In the September 15, 2000 issue, Don Stevens wrote: He (Cantu) later told me, although he denies ever saying it but I had more vested interest in remembering it, that I "was the worst comedian" he had ever seen, and there was no hope for me, and he would have kicked me out of his class to spare both of us, but he needed the $5. In the same issue, John Cantu wrote: I can't imagine ever saying that to a student - thinking it maybe, but saying it? No. I'll write about my philosophy on that some day in my web column, "Backstage Pass" After the September 15, 2000 issue was published Don Stevens emailed Cantu: You waited to tell me that you felt I had been so horrible that you wanted to kick me out of the class until well after I was entrenched - running the open mikes, writing PR, and filling in for you when you couldn't teach.
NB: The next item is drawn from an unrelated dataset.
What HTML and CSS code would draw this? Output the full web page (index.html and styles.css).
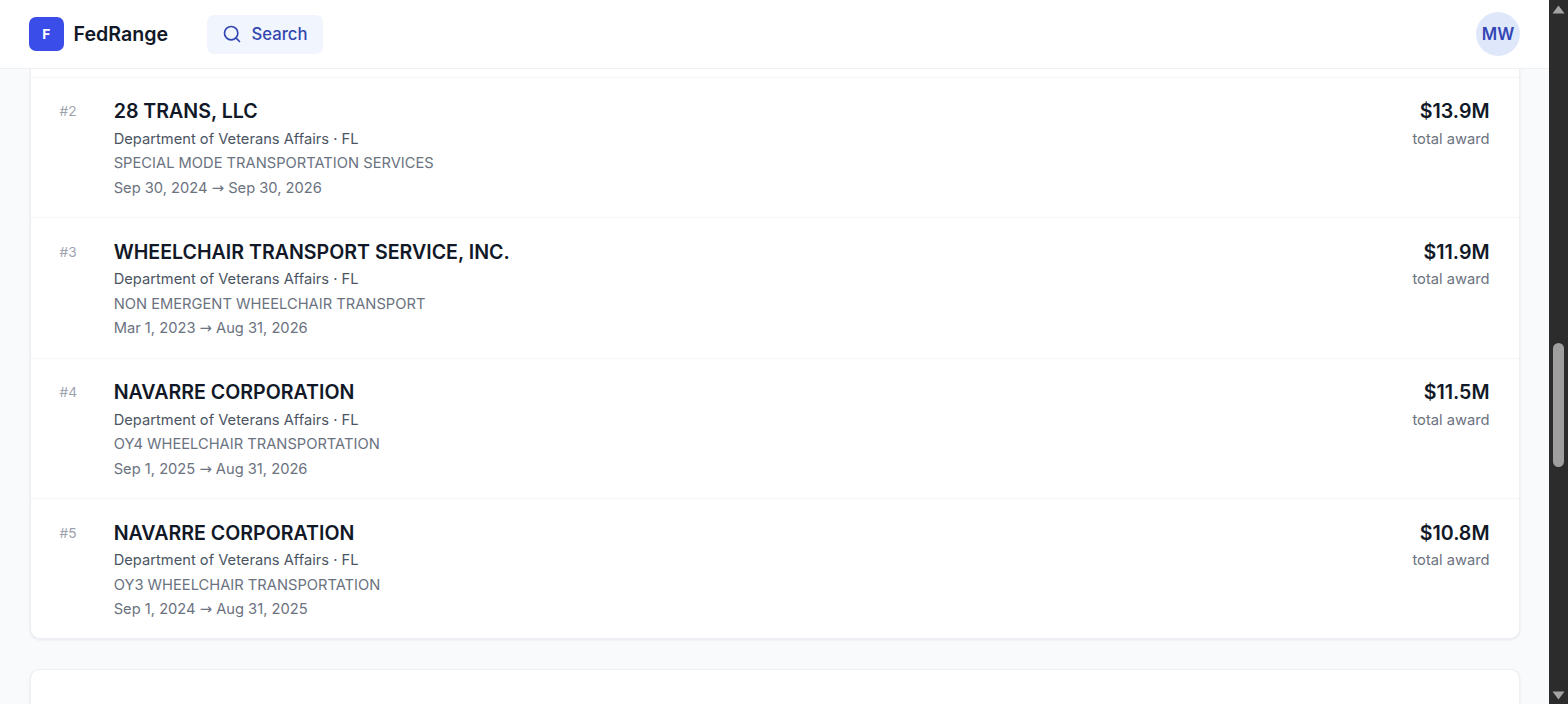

It was your way of saying, "I would have made a mistake; I'm glad I didn't." But you do remember that 1) I couldn't project my voice which wasn't helped by the fact that 2) I kept forgetting to keep the mike anywhere near my mouth and 3) how I would tilt my head and basically let my eyes glaze over because I was so intent on my material that I couldn't remember, well, the audience looking at me. Not only did I not take that comment as an insult, I used it extensively in Toastmaster training sessions - I was educational veep three times and was called upon to do training at area sessions. I especially liked to tell it when there were new members in the club who were, well, pathetic, and who would look at my speeches, how I ran meetings, whatever, and get dismayed. I think I would introduce it by saying, "I once knew a person who
was trying to do public speaking. He was so bad..." etc. I'd watch them
squirm because they felt "so bad" and then I'd say, "That person was
me."
It was great to see the jaws drop. Nearest thing I ever did to come
close
to one of those detestable motivational speeches.